Helping where it is needed most
Over 1.5 million Swiss francs were channelled into emergency and reconstruction aid in the countries served by the New Apostolic Switzerland. Ukraine also received emergency aid.
In neighbouring Moldova, for example, NAK-Humanitas financed projects in Răzeni and Chişinău, where the BNA-Humanitas daycare centre team provides shelter and basic necessities for people who have fled Ukraine. There the children receive age-appropriate educational support.
This day care centre in Răzeni has been fully funded by NAK-Humanitas for the past six years. The children, some of whom experience domestic violence, are provided with healthy food, schooling, hygiene, and various creative and playful activities to help them with their development.
In Ukraine, NAK-Humanitas supported a project run by the Longo maï cooperative, which helps internally displaced persons to build a new life for themselves in the part of Ukraine where they are currently living and are safe. To this end, abandoned houses near Nyzhnje Selyshchewere were restored and a vegetable-growing initiative was started.

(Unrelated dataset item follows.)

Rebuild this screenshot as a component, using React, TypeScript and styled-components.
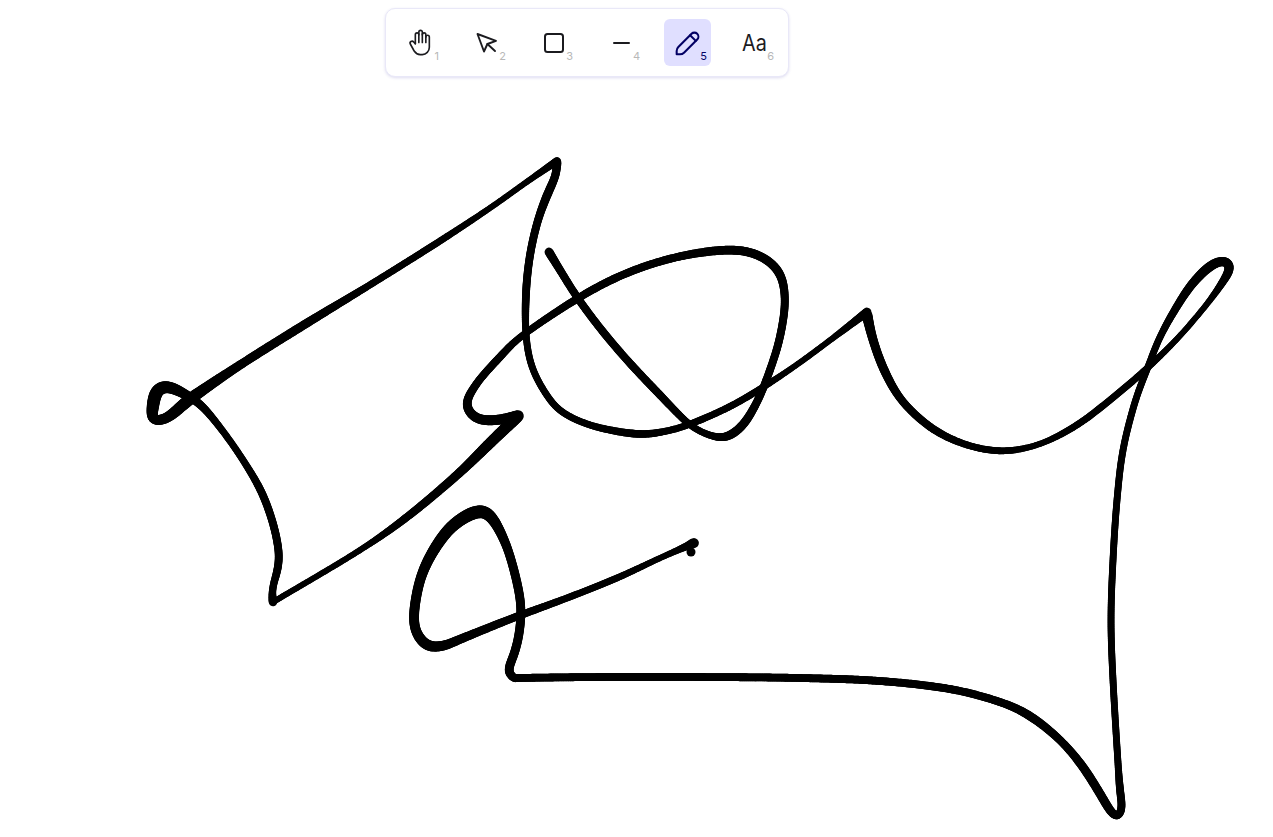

In the reporting year, NAC Humanitas also supported several projects of the New Apostolic partner organisation NAC SEA Relief, such as the construction of a new school building in Putting Bato in the Philippines or helps with the reconstruction of the regions affected by Typhoon Odette.
“On behalf of all the people you have helped with your commitment and the board of trustees, I would like to thank you for your trust and solidarity,” Thomas Deubel, the president of the board of trustees writes in his foreword. “I hope you will continue to support our work in the future,” he concludes.